* What is asked:
Pull out every line from the listing that has the word "this".

* Given data:
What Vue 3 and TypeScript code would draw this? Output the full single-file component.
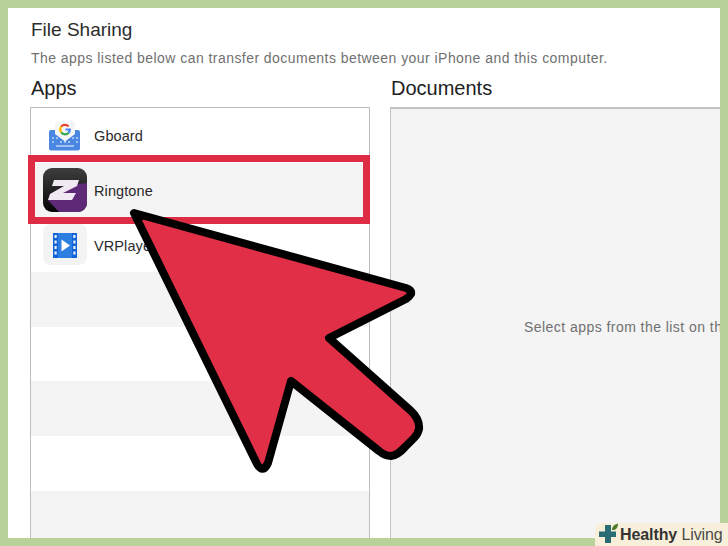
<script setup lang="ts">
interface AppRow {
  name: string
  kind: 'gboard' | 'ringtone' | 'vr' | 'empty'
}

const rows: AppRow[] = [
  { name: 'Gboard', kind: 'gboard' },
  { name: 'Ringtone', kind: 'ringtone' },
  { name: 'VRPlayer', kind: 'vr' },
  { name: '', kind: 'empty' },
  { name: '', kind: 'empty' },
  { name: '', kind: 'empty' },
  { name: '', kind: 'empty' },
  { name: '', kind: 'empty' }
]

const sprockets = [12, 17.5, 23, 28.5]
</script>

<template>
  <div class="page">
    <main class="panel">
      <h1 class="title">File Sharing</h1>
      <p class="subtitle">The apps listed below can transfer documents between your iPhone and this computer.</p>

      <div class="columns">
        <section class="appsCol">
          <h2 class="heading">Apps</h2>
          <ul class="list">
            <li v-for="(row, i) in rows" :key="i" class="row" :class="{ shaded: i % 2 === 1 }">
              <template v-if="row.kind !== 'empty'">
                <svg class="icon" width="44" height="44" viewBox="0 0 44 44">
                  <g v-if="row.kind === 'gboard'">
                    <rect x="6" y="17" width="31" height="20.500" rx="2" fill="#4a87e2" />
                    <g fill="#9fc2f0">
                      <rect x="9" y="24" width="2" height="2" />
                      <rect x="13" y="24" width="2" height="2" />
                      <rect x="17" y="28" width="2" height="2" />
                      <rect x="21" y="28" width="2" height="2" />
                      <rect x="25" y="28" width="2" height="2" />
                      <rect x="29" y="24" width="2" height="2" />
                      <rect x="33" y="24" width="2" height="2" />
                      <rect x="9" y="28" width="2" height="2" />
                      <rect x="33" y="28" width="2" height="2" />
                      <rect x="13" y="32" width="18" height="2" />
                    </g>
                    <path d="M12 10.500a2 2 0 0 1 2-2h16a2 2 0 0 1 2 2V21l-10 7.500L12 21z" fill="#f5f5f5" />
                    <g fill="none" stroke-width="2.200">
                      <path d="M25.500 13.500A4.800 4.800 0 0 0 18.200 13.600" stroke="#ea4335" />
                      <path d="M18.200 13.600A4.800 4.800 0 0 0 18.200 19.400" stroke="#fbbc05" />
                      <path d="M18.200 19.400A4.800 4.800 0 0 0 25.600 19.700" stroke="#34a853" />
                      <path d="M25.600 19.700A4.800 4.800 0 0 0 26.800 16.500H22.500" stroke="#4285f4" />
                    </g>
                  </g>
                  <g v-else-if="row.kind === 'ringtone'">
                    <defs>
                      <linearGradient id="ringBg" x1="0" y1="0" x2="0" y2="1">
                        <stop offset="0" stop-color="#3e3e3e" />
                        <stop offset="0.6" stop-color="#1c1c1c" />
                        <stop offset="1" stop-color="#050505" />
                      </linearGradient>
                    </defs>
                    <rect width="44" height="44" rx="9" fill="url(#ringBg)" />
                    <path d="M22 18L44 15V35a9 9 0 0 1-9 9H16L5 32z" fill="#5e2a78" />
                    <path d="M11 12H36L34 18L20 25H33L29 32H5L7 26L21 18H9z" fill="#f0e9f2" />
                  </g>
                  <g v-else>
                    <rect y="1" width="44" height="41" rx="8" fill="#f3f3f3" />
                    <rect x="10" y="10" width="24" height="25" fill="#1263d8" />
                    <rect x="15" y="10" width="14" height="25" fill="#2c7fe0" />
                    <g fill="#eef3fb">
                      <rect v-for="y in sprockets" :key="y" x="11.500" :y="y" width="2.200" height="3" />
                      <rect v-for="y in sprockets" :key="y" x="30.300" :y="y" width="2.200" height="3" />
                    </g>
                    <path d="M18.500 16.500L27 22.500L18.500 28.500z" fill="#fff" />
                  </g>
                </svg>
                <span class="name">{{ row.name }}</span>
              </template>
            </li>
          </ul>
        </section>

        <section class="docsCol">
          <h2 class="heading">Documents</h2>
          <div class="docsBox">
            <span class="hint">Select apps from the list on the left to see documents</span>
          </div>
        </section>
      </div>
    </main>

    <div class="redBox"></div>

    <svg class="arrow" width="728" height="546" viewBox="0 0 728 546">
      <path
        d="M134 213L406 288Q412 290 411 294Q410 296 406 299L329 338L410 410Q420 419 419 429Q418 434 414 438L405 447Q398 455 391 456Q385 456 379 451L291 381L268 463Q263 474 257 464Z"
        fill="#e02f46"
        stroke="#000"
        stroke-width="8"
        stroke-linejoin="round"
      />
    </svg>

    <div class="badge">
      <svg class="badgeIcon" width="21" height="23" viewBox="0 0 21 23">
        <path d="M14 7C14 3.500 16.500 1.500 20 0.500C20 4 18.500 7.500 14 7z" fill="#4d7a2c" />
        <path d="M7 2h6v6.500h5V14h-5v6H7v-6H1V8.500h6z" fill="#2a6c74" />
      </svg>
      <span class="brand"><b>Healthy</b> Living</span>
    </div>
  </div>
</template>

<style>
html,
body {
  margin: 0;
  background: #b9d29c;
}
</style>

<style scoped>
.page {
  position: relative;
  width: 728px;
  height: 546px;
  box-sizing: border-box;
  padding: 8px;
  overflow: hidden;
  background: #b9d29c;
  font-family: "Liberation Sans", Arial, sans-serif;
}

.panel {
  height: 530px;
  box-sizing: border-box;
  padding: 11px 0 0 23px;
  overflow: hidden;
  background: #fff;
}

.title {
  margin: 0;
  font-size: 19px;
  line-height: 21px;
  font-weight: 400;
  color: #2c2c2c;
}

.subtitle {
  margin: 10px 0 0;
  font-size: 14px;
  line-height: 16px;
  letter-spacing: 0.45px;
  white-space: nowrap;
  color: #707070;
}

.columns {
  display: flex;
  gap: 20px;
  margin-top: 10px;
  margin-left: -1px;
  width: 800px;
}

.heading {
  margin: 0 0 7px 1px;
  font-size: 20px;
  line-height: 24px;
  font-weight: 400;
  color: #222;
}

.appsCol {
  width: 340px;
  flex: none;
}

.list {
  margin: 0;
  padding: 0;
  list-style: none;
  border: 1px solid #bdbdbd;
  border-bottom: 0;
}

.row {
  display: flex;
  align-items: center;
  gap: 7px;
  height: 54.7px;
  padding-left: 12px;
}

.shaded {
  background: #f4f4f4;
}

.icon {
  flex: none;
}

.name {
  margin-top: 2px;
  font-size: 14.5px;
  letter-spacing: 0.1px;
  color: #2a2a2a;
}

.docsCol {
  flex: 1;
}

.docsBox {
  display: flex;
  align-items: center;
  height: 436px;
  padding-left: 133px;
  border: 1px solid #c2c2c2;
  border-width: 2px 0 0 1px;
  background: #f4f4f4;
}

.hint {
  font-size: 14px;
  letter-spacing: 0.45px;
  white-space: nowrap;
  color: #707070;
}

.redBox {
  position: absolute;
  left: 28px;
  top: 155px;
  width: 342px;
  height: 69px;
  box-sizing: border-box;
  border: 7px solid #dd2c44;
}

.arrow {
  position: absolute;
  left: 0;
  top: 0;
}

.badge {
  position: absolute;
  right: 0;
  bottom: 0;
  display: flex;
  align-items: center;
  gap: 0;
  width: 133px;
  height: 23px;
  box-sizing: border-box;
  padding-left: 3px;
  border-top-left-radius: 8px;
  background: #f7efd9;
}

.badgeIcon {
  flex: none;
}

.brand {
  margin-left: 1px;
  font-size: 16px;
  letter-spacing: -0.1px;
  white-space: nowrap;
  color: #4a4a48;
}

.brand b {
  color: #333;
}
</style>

* The response:
What Vue 3 and TypeScript code would draw this? Output the full single-file component.
      <p class="subtitle">The apps listed below can transfer documents between your iPhone and this computer.</p>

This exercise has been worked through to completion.